Used properly, exploratory research will provide rich quality information that will help identify the main issues that should be addressed in our surveys and significantly reduce a research project’s level of bias. For the rest of the article, we’ll go over the different ways people can use exploratory research in their projects.
Ways to Implement Exploratory Research into a Research Plan:
Market Research Steps
Exploratory research is much more open-ended as compared to many other alternatives, but that does not mean marketers should dive in without a game plan. The following steps are not necessarily written in stone and can be altered as needed, but working to determine a structured process can make a difference in reaching the best possible outcomes.
Define the Problem
All research problems generally start in the same place: identifying the issue at hand. This information is often known prior to starting the planning process, but the questions you want to address in the course of your research may need to be clarified. For example, if you are seeking information on a new approach to market your products or determining what you would like to learn.
Choose a Method
Exploratory research, by nature, frequently involves talking with others who may have more information about what you would like to learn. Alternately, exploratory research can be used to vet new ideas and concepts with an unbiased, unaware market in order to judge neutral third party perceptions. As such, surveys and questionnaires are often the most popular tools in this kind of approach to exploration.
Create Research Procedures
Focus Groups: A focus group most commonly contains 8 people fitting the description of the target sample group and asking them specific questions on the issues and subjects being researched. Sometimes, focus groups will also host interactive exercises during the session and request feedback on what was given. This depends on what is being researched, like food sampling for a fast food chain or maybe a presentation of potential advertisements for an anti-smoking campaign.
Focus groups continue to be one of the most common uses of exploratory research, providing researchers with a great foundation on where people stand on an issue. The open and natural discussion format of a focus groups allows for a wider variety of perspectives in a shorter period of time. It can be done either face-to-face or through online focus groups.
Open-Ended Questions: All open-ended questions in your survey are exploratory in nature. By allowing respondents to provide any sort of feedback they want to, do you get the opportunity to gain insights on topics you haven’t previously thought of before. Adding a few open-ended questions in surveys with large amounts of respondents can be somewhat difficult and time-consuming to sort through, but it can indicate important trends and opinions for further research.

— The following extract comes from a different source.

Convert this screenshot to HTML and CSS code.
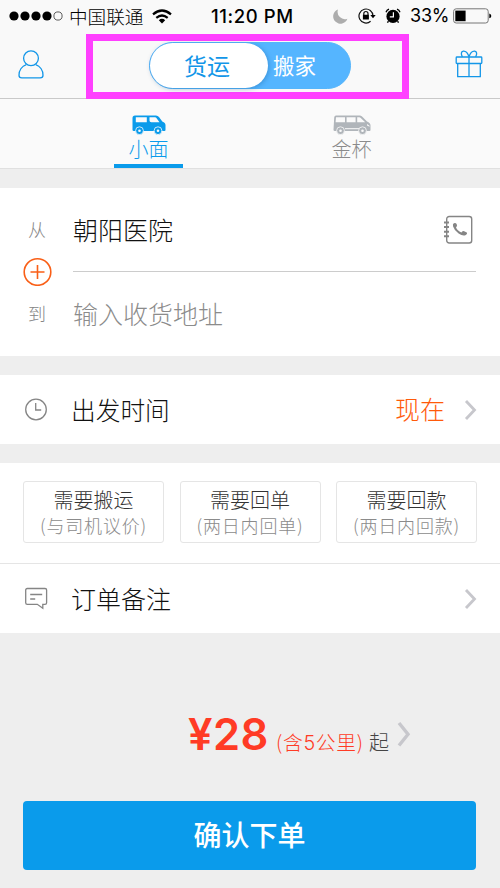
FILE: index.html
```html
<!DOCTYPE html>
<html lang="zh-CN">
<head>
<meta charset="utf-8">
<title>货运</title>
<link rel="stylesheet" href="styles.css">
</head>
<body>
<header class="status">
  <svg class="signal" width="54" height="12" viewBox="0 0 54 12"><g fill="#000"><circle cx="5" cy="6" r="4.6"/><circle cx="16" cy="6" r="4.6"/><circle cx="27" cy="6" r="4.6"/><circle cx="38" cy="6" r="4.6"/></g><circle cx="49" cy="6" r="4.1" fill="none" stroke="#333" stroke-width=".8"/></svg>
  <span class="carrier">中国联通</span>
  <svg class="wifi" width="20" height="15" viewBox="0 0 20 15"><g fill="none" stroke="#000" stroke-width="2.2"><path d="M1 5.3Q10-2.3 19 5.3"/><path d="M4.3 8.8Q10 4.2 15.7 8.8"/></g><path d="M6.8 11.2Q10 8.5 13.2 11.2L10 14.4Z"/></svg>
  <span class="clock">11:20 PM</span>
  <svg class="moon" width="15" height="15" viewBox="0 0 15 15"><path d="M5 .5A7.3 7.3 0 1 0 14.4 9.7 7.3 7.3 0 0 1 5 .5Z" fill="#adadad"/></svg>
  <svg class="lock" width="18" height="16" viewBox="0 0 18 16"><g fill="none" stroke="#111" stroke-width="1.2"><path d="M12.6 13.300A7 7 0 1 1 15 8"/><path d="M5.800 7V5.600a2.100 2.100 0 0 1 4.200 0V7"/></g><path d="M4.900 6.800h6v4.600h-6zM12.300 7h5.400L15 10.200z"/></svg>
  <svg class="alarm" width="16" height="16" viewBox="0 0 16 16"><circle cx="8" cy="8.400" r="6.600"/><path d="M1 4.200Q1.800 2 4 1.200M15 4.200Q14.200 2 12 1.200" fill="none" stroke="#000" stroke-width="1.300"/><path d="M3.500 13.200 2.400 14.600M12.500 13.200 13.600 14.600" stroke="#000" stroke-width="1.400"/><path d="M8.400 4.200v4.600H4.800" fill="none" stroke="#fff" stroke-width="1.200"/></svg>
  <span class="percent">33%</span>
  <svg class="battery" width="39" height="16" viewBox="0 0 39 16"><rect x=".6" y=".8" width="34.6" height="14.2" rx="2.6" fill="none" stroke="#777"/><path d="M2.3 2.6h10.3v10.6H2.3z"/><path d="M36.3 5.5q2 .6 2 2.4t-2 2.4z"/></svg>
</header>
<nav class="nav">
  <svg class="user" width="26" height="29" viewBox="0 0 26 29"><g fill="none" stroke="#1296e8" stroke-width="1.3"><circle cx="13" cy="8.3" r="7.4"/><path d="M8.3 14.6C4 16.2 1 20.5 1 25.2q0 2.6 2.8 2.6h18.4q2.8 0 2.8-2.6c0-4.7-3-9-7.3-10.6"/></g></svg>
  <div class="highlight"><div class="toggle"><span class="on">货运</span><span class="off">搬家</span></div></div>
  <svg class="gift" width="28" height="28" viewBox="0 0 28 28"><g fill="none" stroke="#1296e8" stroke-width="1.3"><rect x="1.2" y="7" width="25.6" height="6.5" rx=".8"/><path d="M2.7 13.5v13.2h22.6V13.5M14 7v19.7M14 6.8C12.8 3 10.5.9 8.3 1.1 6 1.4 5.8 4.2 7.4 6.8M14 6.8C15.2 3 17.5.9 19.7 1.1c2.3.3 2.5 3.1.9 5.7"/></g></svg>
</nav>
<div class="tabs">
  <div class="tab active">
    <svg width="34" height="20" viewBox="0 0 34 20"><path fill="currentColor" fill-rule="evenodd" d="M3 .5h21q1.8 0 3 1.500l3.300 4.500q3.200 1.200 3.200 3.800v4.800q0 1-1 1H1.800Q.5 16.100 .5 14.800V3Q.5.5 3 .5ZM3.800 2.300v5h11V2.300ZM17.500 2.300v3.200q0 1.800 1.800 1.800h8.200L24.200 2.800q-.4-.5-1-.5Z"/><g fill="currentColor" stroke="#fafafa" stroke-width=".8"><circle cx="7.500" cy="15.700" r="3.900"/><circle cx="26" cy="15.700" r="3.900"/></g><g fill="#fafafa"><circle cx="7.500" cy="15.700" r="1.300"/><circle cx="26" cy="15.700" r="1.300"/></g></svg>
    <span>小面</span>
  </div>
  <div class="tab">
    <svg width="38" height="20" viewBox="0 0 38 20"><path fill="#b0b5ba" fill-rule="evenodd" d="M3 .5h23.500q1.500 0 2.800 1.300L34 6.500q3.500 1.500 3.500 4v4.600q0 1-1 1H1.800Q.5 16.100 .5 14.800L1.200 2.500Q1.400.5 3 .5ZM3 2.200 2.600 7.300H12V2.200ZM13.600 2.200v5.100h9V2.200ZM24.200 2.200v5.100h8L27.500 2.700q-.5-.5-1.200-.5Z"/><path d="M12 13.700h14" stroke="#fafafa"/><g fill="#b0b5ba" stroke="#fafafa" stroke-width=".8"><circle cx="7.500" cy="15.700" r="3.900"/><circle cx="29.500" cy="15.700" r="3.900"/></g><g fill="#fafafa"><circle cx="7.500" cy="15.700" r="1.300"/><circle cx="29.500" cy="15.700" r="1.300"/><path d="m34 9 2.500 1.800v1L34 10.500z"/></g></svg>
    <span>金杯</span>
  </div>
</div>
<main>
  <section class="card route">
    <div class="stop"><span class="label">从</span><span class="place">朝阳医院</span>
      <svg class="book" width="30" height="30" viewBox="0 0 30 30"><g fill="none" stroke="#858585" stroke-width="1.400"><rect x="3.700" y="1.500" width="25" height="26.500" rx="2.500"/><path d="M1 7.500h5M1 12h5M1 16.700h5M1 21.300h5" stroke-width="2"/></g><path d="M10.800 8.300q2.400-1.200 3.200 1.600.3 1.200-1 2.300 1.200 3.600 5.400 5.300 1.600-2 3.300-1.100l2 1.100q1.200 1.200-1.300 2.800-2.800 1-6.800-1.700-4.200-2.800-5.500-7-.7-2.500.7-3.300Z" fill="#858585"/></svg>
    </div>
    <div class="divider"><svg width="29" height="29" viewBox="0 0 29 29"><g fill="none" stroke="#f95f17" stroke-width="1.600"><circle cx="14.500" cy="15" r="13.300"/><path d="M7.500 15h14M14.500 8v14"/></g></svg><i></i></div>
    <div class="stop"><span class="label">到</span><span class="place hint">输入收货地址</span></div>
  </section>
  <section class="card row time">
    <svg class="icon" width="23" height="23" viewBox="0 0 23 23"><g fill="none" stroke="#858585" stroke-width="1.300"><circle cx="11" cy="11.500" r="10.300"/><path d="M10.700 5v7h5.500"/></g></svg>
    <span class="title">出发时间</span><span class="now">现在</span>
    <svg class="chevron" width="13" height="21" viewBox="0 0 13 21"><path d="m2 2 8.500 9L2 20" fill="none" stroke="#c7c7cc" stroke-width="2.800"/></svg>
  </section>
  <section class="card">
    <div class="options">
      <div class="option"><b>需要搬运</b><span>(与司机议价)</span></div>
      <div class="option"><b>需要回单</b><span>(两日内回单)</span></div>
      <div class="option"><b>需要回款</b><span>(两日内回款)</span></div>
    </div>
    <div class="row">
      <svg class="icon" width="23" height="23" viewBox="0 0 23 23"><g fill="none" stroke="#858585" stroke-width="1.300"><path d="M2.300 1.500H20q1.600 0 1.600 1.600v12.600q0 1.600-1.600 1.600h-2.200v4l-5.500-4h-10Q.7 17.300.7 15.700V3.100q0-1.600 1.600-1.600Z"/><path d="M5.200 7.500h12M5.200 12h5"/></g></svg>
      <span class="title note">订单备注</span>
      <svg class="chevron" width="13" height="21" viewBox="0 0 13 21"><path d="m2 2 8.500 9L2 20" fill="none" stroke="#c7c7cc" stroke-width="2.800"/></svg>
    </div>
  </section>
  <div class="price">
    <span class="amount">¥28</span><span class="range">(含<span class="km">5</span>公里)</span><span class="from">起</span>
    <svg width="14" height="26" viewBox="0 0 14 26"><path d="m2 2 9 11.300L2 24.500" fill="none" stroke="#c7c7cc" stroke-width="3.400"/></svg>
  </div>
  <div class="confirm">确认下单</div>
</main>
</body>
</html>
```

FILE: styles.css
```css
* { box-sizing: border-box; }
body {
  margin: 0;
  width: 500px;
  height: 888px;
  overflow: hidden;
  background: #eee;
  color: #111;
  font-family: "Noto Sans CJK SC", sans-serif;
  font-weight: 300;
  white-space: nowrap;
}
svg { display: block; flex: none; }
.status { display: flex; align-items: center; height: 32px; padding-left: 9px; background: #f9f9f9; color: #000; line-height: 32px; }
.carrier { width: 75px; margin-left: 6px; font-size: 18.600px; }
.wifi { margin-left: 8px; }
.clock { width: 85px; margin-left: 39px; font: 500 18.500px/32px Inter, sans-serif; letter-spacing: .6px; }
.moon { margin-left: 37px; }
.lock { margin-left: 10px; }
.alarm { margin-left: 9px; }
.percent { width: 38px; margin-left: 9px; font: 400 18px/32px Inter, sans-serif; letter-spacing: -.2px; }
.battery { margin-left: 5px; }
.nav { display: flex; align-items: flex-start; height: 67px; padding: 2px 17px 0 18px; background: #f9f9f9; border-bottom: 1px solid #c9c9c9; }
.user { margin-top: 16px; }
.highlight { flex: none; width: 323px; height: 65px; margin: 0 46px 0 42px; padding: 1px 0 0 56px; border: 7px solid #ff40ff; }
.toggle { display: flex; width: 202px; height: 47px; border: 1px solid #55b5fb; border-radius: 24px; background: #55b5ff; line-height: 45px; }
.on { width: 118px; height: 45px; padding-left: 34px; border-radius: 23px; background: #fff; color: #1296e8; font-size: 23px; font-weight: 400; box-shadow: 1px 1px 5px rgba(0, 70, 130, .3); }
.off { padding-left: 5px; color: #fff; font-size: 21.500px; font-weight: 400; line-height: 44px; }
.gift { margin-top: 16px; }
.tabs { display: flex; justify-content: space-between; height: 70px; padding: 0 114px; background: #fafafa; border-bottom: 1px solid #e0e0e0; }
.tab { display: flex; flex-direction: column; align-items: center; width: 69px; height: 69px; padding-top: 16px; color: #8b8b8b; font-size: 20px; line-height: 27px; }
.active { color: #0a9beb; border-bottom: 4px solid #0a9beb; }
.card { margin-top: 19px; background: #fff; }
.route { height: 168px; padding: 17px 24px 0 23px; }
.stop { display: flex; align-items: center; height: 49px; }
.label { width: 50px; padding-left: 5px; color: #858585; font-size: 18px; line-height: 49px; }
.place { flex: 1; font-size: 25px; line-height: 49px; }
.hint { color: #8b8b8b; }
.book { margin-right: 3px; }
.divider { display: flex; align-items: center; gap: 21px; height: 35px; }
.divider i { flex: 1; height: 1px; background: #ccc; }
.row { display: flex; align-items: center; height: 69px; padding: 0 23px 0 25px; }
.title { flex: 1; margin-left: 23px; font-size: 24.700px; line-height: 69px; }
.note { font-size: 25px; }
.now { height: 69px; margin-right: 19px; color: #ff5a0a; font-size: 25px; line-height: 67px; }
.options { display: grid; grid-template-columns: repeat(3, 141px); justify-content: space-between; height: 101px; padding: 18px 23px 0; border-bottom: 1px solid #e5e5e5; }
.option { display: flex; flex-direction: column; align-items: center; height: 62px; padding-top: 5px; border: 1px solid #e5e5e5; border-radius: 3px; }
.option b { color: #333; font-size: 20px; font-weight: 300; line-height: 26px; }
.option span { color: #8b8b8b; font-size: 18px; line-height: 24px; letter-spacing: .8px; }
.price { display: flex; align-items: baseline; height: 68px; margin-top: 67px; padding-left: 188px; line-height: 68px; color: #ff3b25; }
.amount { width: 82px; font: 600 43.500px/68px Inter, sans-serif; letter-spacing: .4px; }
.range { width: 88px; margin-left: 6px; font-size: 19.800px; letter-spacing: .7px; }
.km { font-family: Inter, sans-serif; }
.from { margin-left: 5px; color: #444; font-size: 20px; }
.price svg { align-self: flex-start; margin: 21px 0 0 8px; }
.confirm { height: 69px; margin: 33px 24px 0 23px; border-radius: 4px; background: #0a9beb; color: #fff; font-size: 28px; font-weight: 500; line-height: 67px; text-align: center; }
```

For example, let’s say we own a news website and we asked our visitors the open-ended question, ‘What would you like to see improved most on our website?’ After analysing the responses, we identified the top three most discussed about areas: 1) Navigation, 2) Quality of Information and 3) Visual Displays. We can then use these three topics as our main focus or research objectives for a new survey that will look to statistically quantify people’s issues with the website using closed-ended questions.
After deciding on how to employ research procedures, marketers must then move forward with data collection. How this is done will, of course, depend on the methods chosen. Focus groups can be integrated with quantitative methods to have one full report chart and explanation. Expert surveys can be offered to educational and professional organizations whilst open-ended questions can be done both online and in person to meet your study’s needs to receive better quality of data from different perspectives.
Exploratory research may not always necessarily lead to a formal conclusion, but that doesn’t mean the results don’t have any value. Feedback from focus groups, surveys, and previously available research can be reviewed for accuracy, viability, and topically relevant information to be incorporated into existing bodies of knowledge.
For example, the result of the focus groups or survey showing new marketing campaign all remark on a perceived flaw. Additional research or revamping may be necessary before moving forward. Interpreted results need to be utilized and evaluated properly to ensure it can lead to developments and new ways of approach in industry principles and ideas.